I asked my friend to forward the photos to me and tried to be content with the fact that I was at least in the vicinity of a Luna Moth.
It was a couple of days later while we were outside cleaning around the conference center, when the same co-worker pointed upward.
“Heidi, a Luna Moth. Up there. Can you see it?”
There on the ledge of a large conference room window, a story above us, hung a Luna Moth. Immediately, we all noticed something was not right. The two top, wide leaf-like wings were fine, showing the typical “painted twigs”. We noticed, however, that the entire bottom part, the long, thinly shaped bottom wings were missing. The moth appeared to be stuck to the window screen and may had become a victim to a predator. Now, barely alive, vulnerable and broken, it hung there, its fragile being vibrating to the soundwaves of electrical guitars and drums which were coming through the open window. My throat tightened as I listened to the crowd inside the building sing to the Lord.

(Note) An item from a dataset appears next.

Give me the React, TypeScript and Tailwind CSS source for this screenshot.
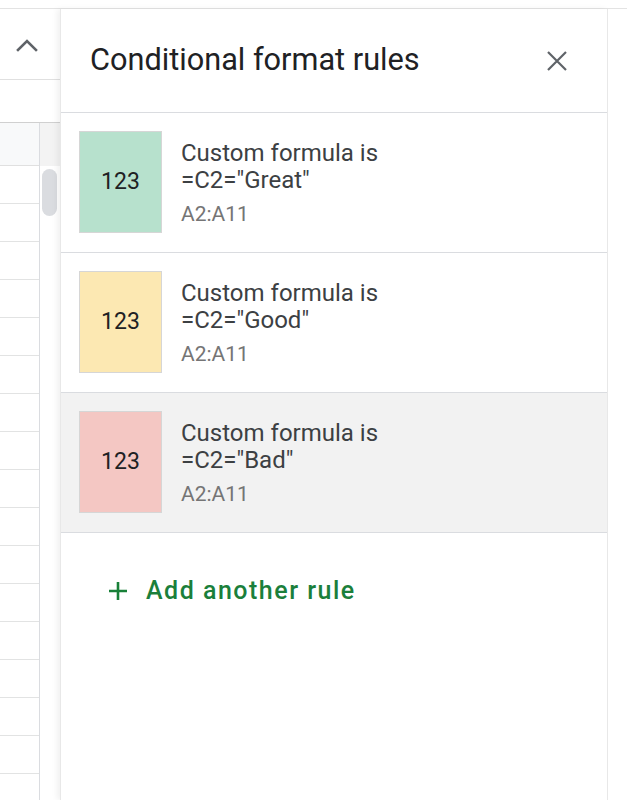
import React from "react";

type Rule = { color: string; formula: string; range: string; active?: boolean };

const rules: Rule[] = [
  { color: "bg-[#b7e1cd]", formula: '=C2="Great"', range: "A2:A11" },
  { color: "bg-[#fce8b2]", formula: '=C2="Good"', range: "A2:A11" },
  { color: "bg-[#f4c7c3]", formula: '=C2="Bad"', range: "A2:A11", active: true },
];

const font = { fontFamily: "Roboto, 'Noto Sans', Arial, sans-serif" };

function ChevronUp() {
  return (
    <svg width="22" height="14" viewBox="0 0 22 14" fill="none">
      <path d="M2 12 L11 3 L20 12" stroke="#5f6368" strokeWidth="2.6" strokeLinecap="square" />
    </svg>
  );
}

function CloseIcon() {
  return (
    <svg width="22" height="22" viewBox="0 0 22 22" fill="none">
      <path d="M2 2 L20 20 M20 2 L2 20" stroke="#5f6368" strokeWidth="2.2" />
    </svg>
  );
}

function PlusIcon() {
  return (
    <svg width="20" height="20" viewBox="0 0 20 20" fill="none">
      <path d="M10 1 V19 M1 10 H19" stroke="#188038" strokeWidth="2.6" />
    </svg>
  );
}

function SheetEdge() {
  const rows = Array.from({ length: 17 });
  return (
    <div className="w-[60px] flex flex-col shrink-0 bg-white overflow-hidden">
      <div className="h-[71px] shrink-0 border-b border-[#e0e0e0] flex items-start pt-[29px] pl-[16px]">
        <ChevronUp />
      </div>
      <div className="h-[42px] shrink-0" />
      <div className="flex shrink-0 border-t border-[#d0d0d0]">
        <div className="w-[40px] border-r border-[#dadce0] flex flex-col">
          <div className="h-[43px] shrink-0 bg-[#f8f9fa] border-b border-[#e0e0e0]" />
          {rows.map((_, i) => (
            <div key={i} className="h-[38px] shrink-0 border-b border-[#e2e3e3]" />
          ))}
        </div>
        <div className="flex-1 flex flex-col">
          <div className="h-[43px] shrink-0 bg-[#f3f3f3]" />
          <div className="mt-[3px] ml-[2px] w-[15px] h-[47px] shrink-0 rounded-full bg-[#dadce0]" />
        </div>
      </div>
    </div>
  );
}

function RuleCard({ rule }: { rule: Rule }) {
  return (
    <div
      className={`h-[140px] shrink-0 border-b border-[#dadce0] flex items-start pt-[18px] pl-[18px] ${
        rule.active ? "bg-[#f2f2f2]" : "bg-white"
      }`}
    >
      <div
        className={`w-[83px] h-[102px] ${rule.color} border border-[#d6d6d6] flex items-center justify-center text-[23px] text-[#202124]`}
      >
        123
      </div>
      <div className="ml-[19px] pt-[9px] flex flex-col">
        <div className="text-[24px] leading-[27px] text-[#3c4043]">Custom formula is</div>
        <div className="text-[24px] leading-[27px] text-[#3c4043]">{rule.formula}</div>
        <div className="text-[21px] leading-[27px] mt-[7px] text-[#757575]">{rule.range}</div>
      </div>
    </div>
  );
}

export default function App() {
  return (
    <div className="w-[627px] h-[800px] flex flex-col bg-white overflow-hidden" style={font}>
      <div className="h-[9px] shrink-0 border-b border-[#e3e3e3] bg-white" />
      <div className="flex flex-1 min-h-0">
        <SheetEdge />
        <div className="w-[548px] shrink-0 flex flex-col bg-white border-l border-[#e8e8e8] border-r border-[#dadce0] shadow-[-3px_0_6px_rgba(0,0,0,0.06)]">
          <div className="h-[104px] shrink-0 border-b border-[#dadce0] flex items-center justify-between pl-[29px] pr-[39px]">
            <div className="text-[30.7px] text-[#202124]">Conditional format rules</div>
            <CloseIcon />
          </div>
          {rules.map((r, i) => (
            <RuleCard key={i} rule={r} />
          ))}
          <div className="flex items-center pl-[47px] pt-[39px]">
            <PlusIcon />
            <span className="ml-[18px] text-[25px] font-medium text-[#1b7f3b] tracking-[1.5px]">
              Add another rule
            </span>
          </div>
        </div>
        <div className="flex-1 bg-white" />
      </div>
    </div>
  );
}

This image stirs my soul deeply. I am moved to tears each time I recall the broken Luna Moth.
How frail I am. How easy it is for me to forget that I am feeble, that my life span is not much longer than that of a lily in a meadow, not much more than that of a tender moth in a night-time field. I wonder if the moth knew how beautiful it looked to those who saw it. Do we know how beautiful we are to the Master? Do we know that in Christ we are beautiful to the Father as we bear His image? Do we know how our hearts and our very depth are exposed to Him who judges all things? He knows so well of our broken parts, of all the evil which threatens us, the attacks that leave us broken and try to keep us from our purpose. How fragile is this ground we tread, this tissue thin reality that holds us up. Oh, that God would help us see, worship Him with all we have – broken wings and all.
And no creature is hidden from his sight,
but all are naked and exposed
to the eyes of him to whom we must give account.